The data -
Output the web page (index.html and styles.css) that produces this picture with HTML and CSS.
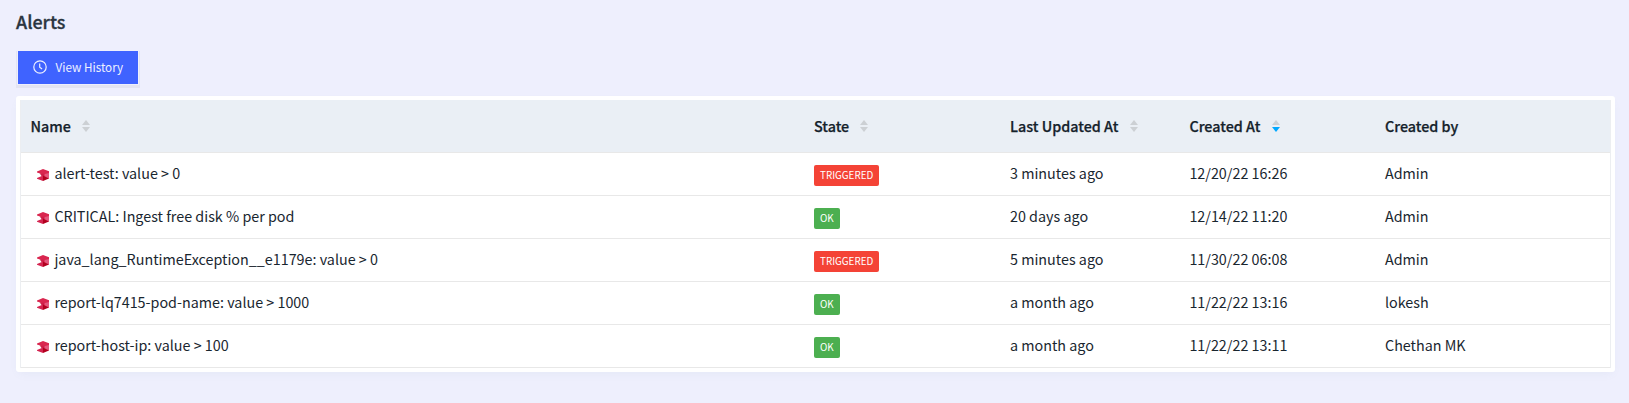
FILE: index.html
```
<!DOCTYPE html>
<html lang="en">
<head>
<meta charset="utf-8">
<title>Alerts</title>
<link rel="stylesheet" href="styles.css">
</head>
<body>
<svg width="0" height="0" class="defs" aria-hidden="true">
  <symbol id="cube" viewBox="0 0 12 12">
    <path fill="#e4587e" d="M6 4.6 12 2.2V9.8L6 7.6z"/>
    <path fill="#d9264f" d="M0 2.4 6 0 12 2.2V4L6 5.6 0 3.4z"/>
    <path fill="#cf1f48" d="M2.6 4.2 7.5 5V7L4.5 7z"/>
    <path fill="#d42450" d="M0 9 6 6.4V12L0 9.8z"/>
    <path fill="#b3001f" d="M6 6.6 12 9.4 6 12z"/>
  </symbol>
  <symbol id="sort" viewBox="0 0 8 12">
    <path class="up" d="M4 0 8 5H0z"/>
    <path class="down" d="M0 7H8L4 12z"/>
  </symbol>
</svg>
<h1 class="title">Alerts</h1>
<button class="history">
  <svg class="clock" viewBox="0 0 14 14"><circle cx="7" cy="7" r="6.2"/><path d="M6.7 3.4V7.3L9.1 9"/></svg>
  <span>View History</span>
</button>
<section class="card">
  <div class="table">
    <div class="row head">
      <div class="cell">Name<svg class="sort"><use href="#sort"/></svg></div>
      <div class="cell">State<svg class="sort"><use href="#sort"/></svg></div>
      <div class="cell">Last Updated At<svg class="sort"><use href="#sort"/></svg></div>
      <div class="cell">Created At<svg class="sort desc"><use href="#sort"/></svg></div>
      <div class="cell">Created by</div>
    </div>
    <div class="row">
      <div class="cell name"><svg class="cube"><use href="#cube"/></svg>alert-test: value &gt; 0</div>
      <div class="cell"><span class="tag triggered">TRIGGERED</span></div>
      <div class="cell">3 minutes ago</div>
      <div class="cell">12/20/22 16:26</div>
      <div class="cell">Admin</div>
    </div>
    <div class="row">
      <div class="cell name"><svg class="cube"><use href="#cube"/></svg>CRITICAL: Ingest free disk % per pod</div>
      <div class="cell"><span class="tag ok">OK</span></div>
      <div class="cell">20 days ago</div>
      <div class="cell">12/14/22 11:20</div>
      <div class="cell">Admin</div>
    </div>
    <div class="row">
      <div class="cell name"><svg class="cube"><use href="#cube"/></svg>java_lang_RuntimeException__e1179e: value &gt; 0</div>
      <div class="cell"><span class="tag triggered">TRIGGERED</span></div>
      <div class="cell">5 minutes ago</div>
      <div class="cell">11/30/22 06:08</div>
      <div class="cell">Admin</div>
    </div>
    <div class="row">
      <div class="cell name"><svg class="cube"><use href="#cube"/></svg>report-lq7415-pod-name: value &gt; 1000</div>
      <div class="cell"><span class="tag ok">OK</span></div>
      <div class="cell">a month ago</div>
      <div class="cell">11/22/22 13:16</div>
      <div class="cell">lokesh</div>
    </div>
    <div class="row">
      <div class="cell name"><svg class="cube"><use href="#cube"/></svg>report-host-ip: value &gt; 100</div>
      <div class="cell"><span class="tag ok">OK</span></div>
      <div class="cell">a month ago</div>
      <div class="cell">11/22/22 13:11</div>
      <div class="cell">Chethan MK</div>
    </div>
  </div>
</section>
</body>
</html>
```
FILE: styles.css
```
* { box-sizing: border-box; }
body {
  margin: 0;
  padding: 9px 14px 0 16px;
  height: 403px;
  overflow: hidden;
  background: #eeeffd;
  color: #19262f;
  font: 14.33px/20px "Noto Sans CJK SC", "Noto Sans", sans-serif;
}
.defs { position: absolute; }
.title {
  margin: 0 0 15px;
  font-size: 17.9px;
  line-height: 25px;
  font-weight: 500;
  color: #2a3540;
  -webkit-text-stroke: .3px #2a3540;
}
.history {
  display: flex;
  align-items: center;
  gap: 9px;
  width: 124px;
  height: 37px;
  margin: 0 0 10px;
  padding: 0 0 1px 14.5px;
  border: 2px solid transparent;
  border-radius: 0;
  background: #3f63ff;
  background-clip: padding-box;
  box-shadow: 0 2px 0 rgba(0, 0, 0, .043);
  color: #eef1ff;
  font: 11.7px/20px "Noto Sans CJK SC", "Noto Sans", sans-serif;
  white-space: nowrap;
}
.clock { width: 14px; height: 14px; flex: none; fill: none; stroke: #eef1ff; stroke-width: 1.2; }
.card {
  height: 276px;
  padding: 4px;
  border-radius: 3px;
  background: #fff;
  box-shadow: 0 4px 9px -3px rgba(102, 136, 153, .08);
}
.table { border: 1px solid #eceef1; border-width: 0 1px; }
.row {
  display: grid;
  grid-template-columns: 783px 196px 179.4px 195.6px 1fr;
  height: 43px;
  align-items: center;
  padding-bottom: 2px;
  border-bottom: 1px solid #e8e8e8;
}
.head {
  height: 53px;
  padding-bottom: 0;
  background: #eaeff5;
  font-weight: 500;
  color: #15222b;
  -webkit-text-stroke: .25px #15222b;
}
.cell { display: flex; align-items: center; padding-left: 10px; white-space: nowrap; }
.cell:first-child { padding-left: 9.4px; }
.cell.name { padding-left: 16px; }
.cube { width: 12px; height: 12px; margin: 4px 5.4px 0 0; }
.sort { width: 8px; height: 12px; margin-left: 11.3px; -webkit-text-stroke: 0; --up: #ccd0d4; --down: #ccd0d4; }
.desc { --down: #00a8ff; }
.up { fill: var(--up); }
.down { fill: var(--down); }
.tag {
  height: 21px;
  margin-top: 5px;
  padding: 0 6px;
  border-radius: 2px;
  color: #fff;
  font-size: 9.85px;
  line-height: 20px;
}
.triggered { background: #f44336; }
.ok { background: #4caf50; }
```
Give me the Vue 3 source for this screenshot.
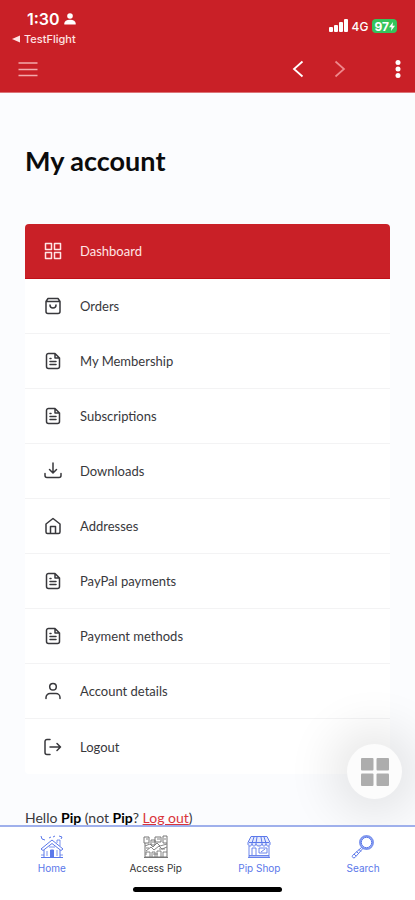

Exercise directions - Restate each entry word for word, leaving out any pictures.

Correct output -
Output the web page (index.html and styles.css) that produces this picture with HTML and CSS.
FILE: index.html
```
<!DOCTYPE html>
<html lang="en">
<head>
<meta charset="utf-8">
<title>Alerts</title>
<link rel="stylesheet" href="styles.css">
</head>
<body>
<svg width="0" height="0" class="defs" aria-hidden="true">
  <symbol id="cube" viewBox="0 0 12 12">
    <path fill="#e4587e" d="M6 4.6 12 2.2V9.8L6 7.6z"/>
    <path fill="#d9264f" d="M0 2.4 6 0 12 2.2V4L6 5.6 0 3.4z"/>
    <path fill="#cf1f48" d="M2.6 4.2 7.5 5V7L4.5 7z"/>
    <path fill="#d42450" d="M0 9 6 6.4V12L0 9.8z"/>
    <path fill="#b3001f" d="M6 6.6 12 9.4 6 12z"/>
  </symbol>
  <symbol id="sort" viewBox="0 0 8 12">
    <path class="up" d="M4 0 8 5H0z"/>
    <path class="down" d="M0 7H8L4 12z"/>
  </symbol>
</svg>
<h1 class="title">Alerts</h1>
<button class="history">
  <svg class="clock" viewBox="0 0 14 14"><circle cx="7" cy="7" r="6.2"/><path d="M6.7 3.4V7.3L9.1 9"/></svg>
  <span>View History</span>
</button>
<section class="card">
  <div class="table">
    <div class="row head">
      <div class="cell">Name<svg class="sort"><use href="#sort"/></svg></div>
      <div class="cell">State<svg class="sort"><use href="#sort"/></svg></div>
      <div class="cell">Last Updated At<svg class="sort"><use href="#sort"/></svg></div>
      <div class="cell">Created At<svg class="sort desc"><use href="#sort"/></svg></div>
      <div class="cell">Created by</div>
    </div>
    <div class="row">
      <div class="cell name"><svg class="cube"><use href="#cube"/></svg>alert-test: value &gt; 0</div>
      <div class="cell"><span class="tag triggered">TRIGGERED</span></div>
      <div class="cell">3 minutes ago</div>
      <div class="cell">12/20/22 16:26</div>
      <div class="cell">Admin</div>
    </div>
    <div class="row">
      <div class="cell name"><svg class="cube"><use href="#cube"/></svg>CRITICAL: Ingest free disk % per pod</div>
      <div class="cell"><span class="tag ok">OK</span></div>
      <div class="cell">20 days ago</div>
      <div class="cell">12/14/22 11:20</div>
      <div class="cell">Admin</div>
    </div>
    <div class="row">
      <div class="cell name"><svg class="cube"><use href="#cube"/></svg>java_lang_RuntimeException__e1179e: value &gt; 0</div>
      <div class="cell"><span class="tag triggered">TRIGGERED</span></div>
      <div class="cell">5 minutes ago</div>
      <div class="cell">11/30/22 06:08</div>
      <div class="cell">Admin</div>
    </div>
    <div class="row">
      <div class="cell name"><svg class="cube"><use href="#cube"/></svg>report-lq7415-pod-name: value &gt; 1000</div>
      <div class="cell"><span class="tag ok">OK</span></div>
      <div class="cell">a month ago</div>
      <div class="cell">11/22/22 13:16</div>
      <div class="cell">lokesh</div>
    </div>
    <div class="row">
      <div class="cell name"><svg class="cube"><use href="#cube"/></svg>report-host-ip: value &gt; 100</div>
      <div class="cell"><span class="tag ok">OK</span></div>
      <div class="cell">a month ago</div>
      <div class="cell">11/22/22 13:11</div>
      <div class="cell">Chethan MK</div>
    </div>
  </div>
</section>
</body>
</html>
```
FILE: styles.css
```
* { box-sizing: border-box; }
body {
  margin: 0;
  padding: 9px 14px 0 16px;
  height: 403px;
  overflow: hidden;
  background: #eeeffd;
  color: #19262f;
  font: 14.33px/20px "Noto Sans CJK SC", "Noto Sans", sans-serif;
}
.defs { position: absolute; }
.title {
  margin: 0 0 15px;
  font-size: 17.9px;
  line-height: 25px;
  font-weight: 500;
  color: #2a3540;
  -webkit-text-stroke: .3px #2a3540;
}
.history {
  display: flex;
  align-items: center;
  gap: 9px;
  width: 124px;
  height: 37px;
  margin: 0 0 10px;
  padding: 0 0 1px 14.5px;
  border: 2px solid transparent;
  border-radius: 0;
  background: #3f63ff;
  background-clip: padding-box;
  box-shadow: 0 2px 0 rgba(0, 0, 0, .043);
  color: #eef1ff;
  font: 11.7px/20px "Noto Sans CJK SC", "Noto Sans", sans-serif;
  white-space: nowrap;
}
.clock { width: 14px; height: 14px; flex: none; fill: none; stroke: #eef1ff; stroke-width: 1.2; }
.card {
  height: 276px;
  padding: 4px;
  border-radius: 3px;
  background: #fff;
  box-shadow: 0 4px 9px -3px rgba(102, 136, 153, .08);
}
.table { border: 1px solid #eceef1; border-width: 0 1px; }
.row {
  display: grid;
  grid-template-columns: 783px 196px 179.4px 195.6px 1fr;
  height: 43px;
  align-items: center;
  padding-bottom: 2px;
  border-bottom: 1px solid #e8e8e8;
}
.head {
  height: 53px;
  padding-bottom: 0;
  background: #eaeff5;
  font-weight: 500;
  color: #15222b;
  -webkit-text-stroke: .25px #15222b;
}
.cell { display: flex; align-items: center; padding-left: 10px; white-space: nowrap; }
.cell:first-child { padding-left: 9.4px; }
.cell.name { padding-left: 16px; }
.cube { width: 12px; height: 12px; margin: 4px 5.4px 0 0; }
.sort { width: 8px; height: 12px; margin-left: 11.3px; -webkit-text-stroke: 0; --up: #ccd0d4; --down: #ccd0d4; }
.desc { --down: #00a8ff; }
.up { fill: var(--up); }
.down { fill: var(--down); }
.tag {
  height: 21px;
  margin-top: 5px;
  padding: 0 6px;
  border-radius: 2px;
  color: #fff;
  font-size: 9.85px;
  line-height: 20px;
}
.triggered { background: #f44336; }
.ok { background: #4caf50; }
```
Give me the Vue 3 source for this screenshot.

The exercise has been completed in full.